▶ GIVEN TASK
Set the listing down again in full, word for word, with the pictures left out.
── INFORMATION SHOWN
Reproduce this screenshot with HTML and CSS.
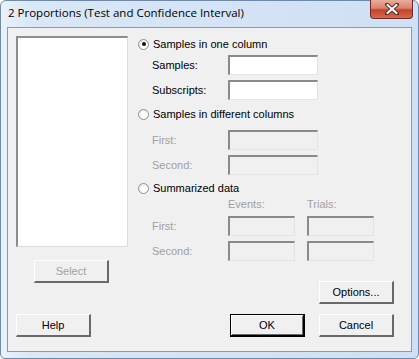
FILE: index.html
```html
<!DOCTYPE html>
<html>
<head>
    <title>2 Proportions (Test and Confidence Interval)</title>
    <link rel="stylesheet" href="styles.css">
</head>
<body>
    <div class="window">
        <div class="titlebar">
            <span class="title">2 Proportions (Test and Confidence Interval)</span>
            <div class="close">
                <svg width="16" height="12" viewBox="0 0 16 12">
                    <path d="M3 1.5 L13 10.5 M13 1.5 L3 10.5" stroke="#5a2a22" stroke-width="4" stroke-linecap="round"/>
                    <path d="M3.5 2 L12.5 10 M12.5 2 L3.5 10" stroke="#fff" stroke-width="2.2" stroke-linecap="round"/>
                </svg>
            </div>
        </div>
        <div class="client">
            <div class="top">
                <div class="left">
                    <div class="listbox"></div>
                    <button class="btn select" disabled>Select</button>
                </div>
                <div class="right">
                    <label class="radio-row r1"><span class="radio checked"></span>Samples in one column</label>
                    <div class="field f1"><span class="lbl">Samples:</span><span class="input"></span></div>
                    <div class="field"><span class="lbl">Subscripts:</span><span class="input"></span></div>

                    <label class="radio-row r2"><span class="radio"></span>Samples in different columns</label>
                    <div class="field f2 off"><span class="lbl">First:</span><span class="input"></span></div>
                    <div class="field off"><span class="lbl">Second:</span><span class="input"></span></div>

                    <label class="radio-row r3"><span class="radio"></span>Summarized data</label>
                    <div class="heads off"><span class="h">Events:</span><span class="h">Trials:</span></div>
                    <div class="field f3 off"><span class="lbl">First:</span><span class="input small"></span><span class="input small"></span></div>
                    <div class="field off"><span class="lbl">Second:</span><span class="input small"></span><span class="input small"></span></div>

                    <div class="options-row">
                        <button class="btn">Options...</button>
                    </div>
                </div>
            </div>
            <div class="bottom">
                <button class="btn">Help</button>
                <div class="spacer"></div>
                <button class="btn default">OK</button>
                <button class="btn">Cancel</button>
            </div>
        </div>
    </div>
</body>
</html>
```

FILE: styles.css
```css
html, body {
    margin: 0;
    padding: 0;
    background: #ffffff;
}
body {
    font-family: "Liberation Sans", Arial, sans-serif;
    font-size: 11px;
    color: #000;
}
.window {
    width: 419px;
    height: 359px;
    box-sizing: border-box;
    padding: 0 6px 6px 6px;
    background: linear-gradient(to right, #eaf2fb 0px, #d9e7f6 30px, #cfe0f4 100%);
    border: 1px solid #6f8aa8;
    border-radius: 6px 6px 5px 5px;
    display: flex;
    flex-direction: column;
}
.titlebar {
    height: 26px;
    flex-shrink: 0;
    display: flex;
    align-items: flex-start;
    justify-content: space-between;
}
.title {
    font-family: "Open Sans", "Liberation Sans", sans-serif;
    font-size: 11.5px;
    margin-top: 4px;
    margin-left: 1px;
    color: #000;
}
.close {
    width: 43px;
    height: 19px;
    margin-right: -1px;
    margin-top: -1px;
    border: 1px solid #6d2b24;
    border-top: none;
    border-radius: 0 0 4px 4px;
    background: linear-gradient(to bottom, #e9ad9c 0%, #d98371 45%, #c4432b 55%, #d46a4c 100%);
    display: flex;
    align-items: center;
    justify-content: center;
    box-sizing: border-box;
}
.client {
    flex: 1;
    min-height: 0;
    background: #f0f0f0;
    border: 1px solid #8a9bb0;
    padding: 8px 17px 0 8px;
    display: flex;
    flex-direction: column;
}
.top {
    display: flex;
}
.left {
    width: 112px;
    display: flex;
    flex-direction: column;
}
.listbox {
    height: 211px;
    background: #fff;
    border-top: 2px solid #8d8d8d;
    border-left: 2px solid #8d8d8d;
    border-right: 1px solid #dcdcdc;
    border-bottom: 1px solid #dcdcdc;
    box-sizing: border-box;
}
.btn {
    width: 75px;
    height: 23px;
    font-family: "Liberation Sans", Arial, sans-serif;
    font-size: 11px;
    color: #000;
    background: #f0f0f0;
    border-top: 1px solid #fff;
    border-left: 1px solid #fff;
    border-right: 2px solid #696969;
    border-bottom: 2px solid #696969;
    box-sizing: border-box;
    padding: 0;
}
.btn:disabled {
    color: #a0a0a0;
}
.btn.default {
    border: 1px solid #000;
    border-right: 2px solid #000;
    border-bottom: 2px solid #000;
    box-shadow: inset 1px 1px 0 #fff, inset -1px -1px 0 #696969;
}
.select {
    margin: 13px 0 0 18px;
}
.right {
    margin-left: 10px;
    flex: 1;
}
.radio-row {
    display: flex;
    align-items: center;
    height: 14px;
}
.r1 { margin-top: 1px; }
.r2 { margin-top: 7px; }
.r3 { margin-top: 6px; }
.radio {
    width: 11px;
    height: 11px;
    border-radius: 50%;
    box-sizing: border-box;
    border: 1px solid #8e8f8f;
    background: radial-gradient(circle at 60% 60%, #fff 40%, #e0e0e0 100%);
    margin-right: 4px;
    position: relative;
}
.radio.checked::after {
    content: "";
    position: absolute;
    left: 2.5px;
    top: 2.5px;
    width: 4px;
    height: 4px;
    border-radius: 50%;
    background: #111;
}
.field {
    display: flex;
    align-items: center;
    height: 20px;
    margin-top: 5px;
    padding-left: 14px;
}
.f1 { margin-top: 4px; }
.f2 { margin-top: 9px; }
.f3 { margin-top: 5px; }
.lbl {
    width: 76px;
}
.input {
    width: 90px;
    height: 20px;
    background: #fff;
    border-top: 2px solid #8a8a8a;
    border-left: 2px solid #8a8a8a;
    border-right: 1px solid #e3e3e3;
    border-bottom: 1px solid #e3e3e3;
    box-sizing: border-box;
}
.input.small {
    width: 67px;
    margin-right: 12px;
}
.off {
    color: #a0a0a0;
}
.off .input {
    background: #f0f0f0;
}
.heads {
    display: flex;
    padding-left: 90px;
    height: 13px;
    margin-top: 3px;
}
.h {
    width: 79px;
}
.options-row {
    display: flex;
    justify-content: flex-end;
    margin-top: 20px;
}
.bottom {
    display: flex;
    margin-top: 10px;
}
.spacer {
    flex: 1;
}
.bottom .default {
    margin-right: 14px;
}
```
────
▶ WORKED SOLUTION
Reproduce this screenshot with HTML and CSS.
FILE: index.html
```html
<!DOCTYPE html>
<html>
<head>
    <title>2 Proportions (Test and Confidence Interval)</title>
    <link rel="stylesheet" href="styles.css">
</head>
<body>
    <div class="window">
        <div class="titlebar">
            <span class="title">2 Proportions (Test and Confidence Interval)</span>
            <div class="close">
                <svg width="16" height="12" viewBox="0 0 16 12">
                    <path d="M3 1.5 L13 10.5 M13 1.5 L3 10.5" stroke="#5a2a22" stroke-width="4" stroke-linecap="round"/>
                    <path d="M3.5 2 L12.5 10 M12.5 2 L3.5 10" stroke="#fff" stroke-width="2.2" stroke-linecap="round"/>
                </svg>
            </div>
        </div>
        <div class="client">
            <div class="top">
                <div class="left">
                    <div class="listbox"></div>
                    <button class="btn select" disabled>Select</button>
                </div>
                <div class="right">
                    <label class="radio-row r1"><span class="radio checked"></span>Samples in one column</label>
                    <div class="field f1"><span class="lbl">Samples:</span><span class="input"></span></div>
                    <div class="field"><span class="lbl">Subscripts:</span><span class="input"></span></div>

                    <label class="radio-row r2"><span class="radio"></span>Samples in different columns</label>
                    <div class="field f2 off"><span class="lbl">First:</span><span class="input"></span></div>
                    <div class="field off"><span class="lbl">Second:</span><span class="input"></span></div>

                    <label class="radio-row r3"><span class="radio"></span>Summarized data</label>
                    <div class="heads off"><span class="h">Events:</span><span class="h">Trials:</span></div>
                    <div class="field f3 off"><span class="lbl">First:</span><span class="input small"></span><span class="input small"></span></div>
                    <div class="field off"><span class="lbl">Second:</span><span class="input small"></span><span class="input small"></span></div>

                    <div class="options-row">
                        <button class="btn">Options...</button>
                    </div>
                </div>
            </div>
            <div class="bottom">
                <button class="btn">Help</button>
                <div class="spacer"></div>
                <button class="btn default">OK</button>
                <button class="btn">Cancel</button>
            </div>
        </div>
    </div>
</body>
</html>
```

FILE: styles.css
```css
html, body {
    margin: 0;
    padding: 0;
    background: #ffffff;
}
body {
    font-family: "Liberation Sans", Arial, sans-serif;
    font-size: 11px;
    color: #000;
}
.window {
    width: 419px;
    height: 359px;
    box-sizing: border-box;
    padding: 0 6px 6px 6px;
    background: linear-gradient(to right, #eaf2fb 0px, #d9e7f6 30px, #cfe0f4 100%);
    border: 1px solid #6f8aa8;
    border-radius: 6px 6px 5px 5px;
    display: flex;
    flex-direction: column;
}
.titlebar {
    height: 26px;
    flex-shrink: 0;
    display: flex;
    align-items: flex-start;
    justify-content: space-between;
}
.title {
    font-family: "Open Sans", "Liberation Sans", sans-serif;
    font-size: 11.5px;
    margin-top: 4px;
    margin-left: 1px;
    color: #000;
}
.close {
    width: 43px;
    height: 19px;
    margin-right: -1px;
    margin-top: -1px;
    border: 1px solid #6d2b24;
    border-top: none;
    border-radius: 0 0 4px 4px;
    background: linear-gradient(to bottom, #e9ad9c 0%, #d98371 45%, #c4432b 55%, #d46a4c 100%);
    display: flex;
    align-items: center;
    justify-content: center;
    box-sizing: border-box;
}
.client {
    flex: 1;
    min-height: 0;
    background: #f0f0f0;
    border: 1px solid #8a9bb0;
    padding: 8px 17px 0 8px;
    display: flex;
    flex-direction: column;
}
.top {
    display: flex;
}
.left {
    width: 112px;
    display: flex;
    flex-direction: column;
}
.listbox {
    height: 211px;
    background: #fff;
    border-top: 2px solid #8d8d8d;
    border-left: 2px solid #8d8d8d;
    border-right: 1px solid #dcdcdc;
    border-bottom: 1px solid #dcdcdc;
    box-sizing: border-box;
}
.btn {
    width: 75px;
    height: 23px;
    font-family: "Liberation Sans", Arial, sans-serif;
    font-size: 11px;
    color: #000;
    background: #f0f0f0;
    border-top: 1px solid #fff;
    border-left: 1px solid #fff;
    border-right: 2px solid #696969;
    border-bottom: 2px solid #696969;
    box-sizing: border-box;
    padding: 0;
}
.btn:disabled {
    color: #a0a0a0;
}
.btn.default {
    border: 1px solid #000;
    border-right: 2px solid #000;
    border-bottom: 2px solid #000;
    box-shadow: inset 1px 1px 0 #fff, inset -1px -1px 0 #696969;
}
.select {
    margin: 13px 0 0 18px;
}
.right {
    margin-left: 10px;
    flex: 1;
}
.radio-row {
    display: flex;
    align-items: center;
    height: 14px;
}
.r1 { margin-top: 1px; }
.r2 { margin-top: 7px; }
.r3 { margin-top: 6px; }
.radio {
    width: 11px;
    height: 11px;
    border-radius: 50%;
    box-sizing: border-box;
    border: 1px solid #8e8f8f;
    background: radial-gradient(circle at 60% 60%, #fff 40%, #e0e0e0 100%);
    margin-right: 4px;
    position: relative;
}
.radio.checked::after {
    content: "";
    position: absolute;
    left: 2.5px;
    top: 2.5px;
    width: 4px;
    height: 4px;
    border-radius: 50%;
    background: #111;
}
.field {
    display: flex;
    align-items: center;
    height: 20px;
    margin-top: 5px;
    padding-left: 14px;
}
.f1 { margin-top: 4px; }
.f2 { margin-top: 9px; }
.f3 { margin-top: 5px; }
.lbl {
    width: 76px;
}
.input {
    width: 90px;
    height: 20px;
    background: #fff;
    border-top: 2px solid #8a8a8a;
    border-left: 2px solid #8a8a8a;
    border-right: 1px solid #e3e3e3;
    border-bottom: 1px solid #e3e3e3;
    box-sizing: border-box;
}
.input.small {
    width: 67px;
    margin-right: 12px;
}
.off {
    color: #a0a0a0;
}
.off .input {
    background: #f0f0f0;
}
.heads {
    display: flex;
    padding-left: 90px;
    height: 13px;
    margin-top: 3px;
}
.h {
    width: 79px;
}
.options-row {
    display: flex;
    justify-content: flex-end;
    margin-top: 20px;
}
.bottom {
    display: flex;
    margin-top: 10px;
}
.spacer {
    flex: 1;
}
.bottom .default {
    margin-right: 14px;
}
```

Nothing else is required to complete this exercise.